Hugging Face Transformers Tutorial: Loading the Wav2Vec2 Pre-trained Model

In the field of deep learning, natural language processing (NLP) and automatic speech recognition (ASR) have made significant advancements in recent years. Among them, one of the most innovative approaches for speech recognition is the Wav2Vec2 model. This model can be easily used through the Hugging Face Transformers library and effectively processes speech data by utilizing pre-trained models. In this article, I will explain the working principle of the Wav2Vec2 model, how to load the pre-trained model, and the process of converting speech to text through a simple example.

What is Wav2Vec2?

Wav2Vec2 is a speech recognition model developed by Facebook AI Research (Fair) that fundamentally learns speech representations by processing large amounts of speech data using **unsupervised learning** methods. This model directly extracts features from raw speech data and transforms them into representations suitable for a given task. Typically, the Wav2Vec2 model includes the following processes:

Converting speech into Wav2Vec2’s input format.
The model transforms the speech into feature (space) tensors.
Using these feature tensors to recognize speech or generate text.

What is the Hugging Face Transformers Library?

The Hugging Face Transformers library is a library that allows easy access to the latest natural language processing models. It provides various pre-trained models, allowing users to easily load and use them. Speech recognition models like Wav2Vec2 can also be easily accessed through this library.

Installing the Wav2Vec2 Model

First, you need to install the necessary libraries. Use the command below to install the transformers and torch libraries:

pip install transformers torch

Loading the Pre-Trained Wav2Vec2 Model

Now, let’s write the code to load the pre-trained Wav2Vec2 model. The following example demonstrates the process of converting an audio file to text using the Wav2Vec2 model.

1. Importing the Libraries

from transformers import Wav2Vec2ForCTC, Wav2Vec2Tokenizer
import torch

2. Initializing the Tokenizer and Model

To use the Wav2Vec2 model, we first initialize the tokenizer and model. The tokenizer processes the speech input data, while the model converts the speech into text.

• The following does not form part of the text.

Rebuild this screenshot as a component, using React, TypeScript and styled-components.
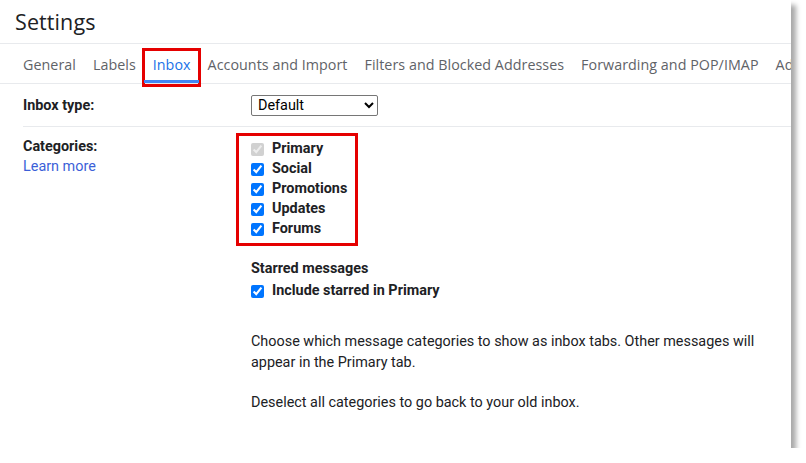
import React from "react";
import styled, { createGlobalStyle } from "styled-components";

const Global = createGlobalStyle`
  html, body { margin: 0; padding: 0; background: #ffffff; }
  body { font-family: Roboto, "Liberation Sans", Arial, sans-serif; color: #202124; }
  * { box-sizing: border-box; }
`;

const Panel = styled.div`
  width: 791px;
  height: 448px;
  background: #ffffff;
  box-shadow: 5px 5px 5px rgba(0, 0, 0, 0.34);
  overflow: hidden;
  display: flex;
  flex-direction: column;
`;

const Header = styled.div`
  height: 44px;
  padding: 9px 0 0 15px;
  font-family: "Open Sans", Roboto, sans-serif;
  font-size: 21.5px;
  line-height: 26px;
  color: #202124;
  border-bottom: 1px solid #e8eaed;
  letter-spacing: 0.1px;
`;

const Tabs = styled.div`
  display: flex;
  height: 40px;
  padding-left: 14.5px;
  border-bottom: 1px solid #e8eaed;
  white-space: nowrap;
`;

const Tab = styled.div<{ $active?: boolean }>`
  position: relative;
  flex: none;
  padding: 0 8.5px;
  display: flex;
  align-items: center;
  padding-top: 1px;
  font-family: "Open Sans", Roboto, sans-serif;
  font-size: 14.3px;
  letter-spacing: 0.04px;
  color: ${(p) => (p.$active ? "#1a73e8" : "#5f6368")};
  &::after {
    content: "";
    display: ${(p) => (p.$active ? "block" : "none")};
    position: absolute;
    left: 0;
    right: 0;
    bottom: 0;
    height: 3px;
    background: #4285f4;
  }
`;

const TabHighlight = styled.div`
  position: absolute;
  left: -2px;
  right: -2px;
  top: 4px;
  bottom: -4px;
  border: 3px solid #e50000;
  pointer-events: none;
`;

const Body = styled.div`
  padding-left: 23px;
`;

const Row = styled.div<{ $divider?: boolean }>`
  display: grid;
  grid-template-columns: 228px 1fr;
  border-bottom: ${(p) => (p.$divider ? "1px solid #e8eaed" : "none")};
`;

const LabelCol = styled.div<{ $top: number }>`
  padding-top: ${(p) => p.$top}px;
  font-size: 14.4px;
  line-height: 20px;
`;

const FieldLabel = styled.div`
  font-weight: 700;
  color: #202124;
`;

const LearnMore = styled.a`
  color: #3c5fd8;
  text-decoration: none;
`;

const ValueCol = styled.div<{ $top: number; $bottom?: number }>`
  padding-top: ${(p) => p.$top}px;
  padding-bottom: ${(p) => p.$bottom ?? 0}px;
  font-size: 14.4px;
  line-height: 20px;
`;

const Select = styled.select`
  width: 127px;
  height: 21px;
  font-family: Roboto, "Liberation Sans", sans-serif;
  font-size: 14.4px;
  color: #000;
  border: 1px solid #767676;
  border-radius: 2px;
  padding: 0 2px;
  background: #fff;
  margin: 0;
  display: block;
`;

const CheckList = styled.div`
  position: relative;
  width: max-content;
`;

const ListHighlight = styled.div`
  position: absolute;
  left: -15px;
  top: -6px;
  width: 122px;
  height: 113px;
  border: 3px solid #e50000;
  pointer-events: none;
`;

const CheckRow = styled.label`
  display: flex;
  align-items: center;
  height: 20px;
  font-weight: 700;
  color: #202124;
  gap: 8px;
`;

const Box = styled.input`
  width: 13px;
  height: 13px;
  margin: 0;
  accent-color: #0075ff;
`;

const SubHead = styled.div`
  margin-top: 20px;
  font-weight: 700;
  color: #202124;
`;

const Gap = styled.div<{ $h: number }>`
  height: ${(p) => p.$h}px;
`;

const Para = styled.p`
  margin: 0;
  width: 530px;
  line-height: 21px;
  color: #202124;
`;

const tabs = [
  "General",
  "Labels",
  "Inbox",
  "Accounts and Import",
  "Filters and Blocked Addresses",
  "Forwarding and POP/IMAP",
  "Add-ons",
];

const categories = ["Primary", "Social", "Promotions", "Updates", "Forums"];

export default function App() {
  return (
    <>
      <Global />
      <Panel>
        <Header>Settings</Header>
        <Tabs>
          {tabs.map((t) => (
            <Tab key={t} $active={t === "Inbox"}>
              {t}
              {t === "Inbox" && <TabHighlight />}
            </Tab>
          ))}
        </Tabs>
        <Body>
          <Row $divider>
            <LabelCol $top={12}>
              <FieldLabel>Inbox type:</FieldLabel>
            </LabelCol>
            <ValueCol $top={11} $bottom={10}>
              <Select defaultValue="Default">
                <option>Default</option>
              </Select>
            </ValueCol>
          </Row>
          <Row>
            <LabelCol $top={10}>
              <FieldLabel>Categories:</FieldLabel>
              <LearnMore href="#">Learn more</LearnMore>
            </LabelCol>
            <ValueCol $top={12}>
              <CheckList>
                {categories.map((c) => (
                  <CheckRow key={c}>
                    <Box
                      type="checkbox"
                      defaultChecked
                      disabled={c === "Primary"}
                    />
                    {c}
                  </CheckRow>
                ))}
                <ListHighlight />
              </CheckList>
              <SubHead>Starred messages</SubHead>
              <Gap $h={2} />
              <CheckRow>
                <Box type="checkbox" defaultChecked />
                Include starred in Primary
              </CheckRow>
              <Gap $h={30} />
              <Para>
                Choose which message categories to show as inbox tabs. Other
                messages will appear in the Primary tab.
              </Para>
              <Gap $h={19} />
              <Para>Deselect all categories to go back to your old inbox.</Para>
            </ValueCol>
          </Row>
        </Body>
      </Panel>
    </>
  );
}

# Initialize the model and tokenizer
tokenizer = Wav2Vec2Tokenizer.from_pretrained("facebook/wav2vec2-base-960h")
model = Wav2Vec2ForCTC.from_pretrained("facebook/wav2vec2-base-960h")

3. Loading the Audio File

When loading an audio file, we use the torchaudio library to load the WAV file. In this example, we load the audio file using torchaudio and adjust the sampling rate as needed.

import torchaudio

# Audio file path
file_path = "path/to/your/audio.wav"
# Load the audio file
audio_input, _ = torchaudio.load(file_path)
# Adjust the sampling rate
audio_input = audio_input.squeeze().numpy()

4. Converting Speech to Text

After transforming the speech data into a suitable format for the model, we can convert the speech into text using the model. We process the model’s output to convert it to text. Write the following code to perform this process:

# Preprocessing for model input
input_values = tokenizer(audio_input, return_tensors="pt").input_values

# Convert speech to text using the model
with torch.no_grad():
    logits = model(input_values).logits

# Convert indices to text
predicted_ids = torch.argmax(logits, dim=-1)
transcription = tokenizer.batch_decode(predicted_ids)[0]

5. Outputting the Results

Finally, we print the converted text. Use the following code to check the results:

print("Transcription:", transcription)

Summary of the Entire Code

Based on what has been described so far, I will summarize the entire code. Below is the complete code for converting an audio file to text:

from transformers import Wav2Vec2ForCTC, Wav2Vec2Tokenizer
import torchaudio
import torch

# Initialize the model and tokenizer
tokenizer = Wav2Vec2Tokenizer.from_pretrained("facebook/wav2vec2-base-960h")
model = Wav2Vec2ForCTC.from_pretrained("facebook/wav2vec2-base-960h")

# Audio file path
file_path = "path/to/your/audio.wav"
# Load the audio file
audio_input, _ = torchaudio.load(file_path)
audio_input = audio_input.squeeze().numpy()

# Preprocessing for model input
input_values = tokenizer(audio_input, return_tensors="pt").input_values

# Convert speech to text using the model
with torch.no_grad():
    logits = model(input_values).logits

# Convert indices to text
predicted_ids = torch.argmax(logits, dim=-1)
transcription = tokenizer.batch_decode(predicted_ids)[0]

# Output the results
print("Transcription:", transcription)

Conclusion

By utilizing the Wav2Vec2 model, various tasks for speech recognition can be performed. Using pre-trained models allows you to have a powerful tool that easily converts speech to text without worrying about complex details. I hope you have learned the basics of installing the Wav2Vec2 model and converting audio files through this tutorial. I will return with more deep learning tutorials and information in the future. Thank you!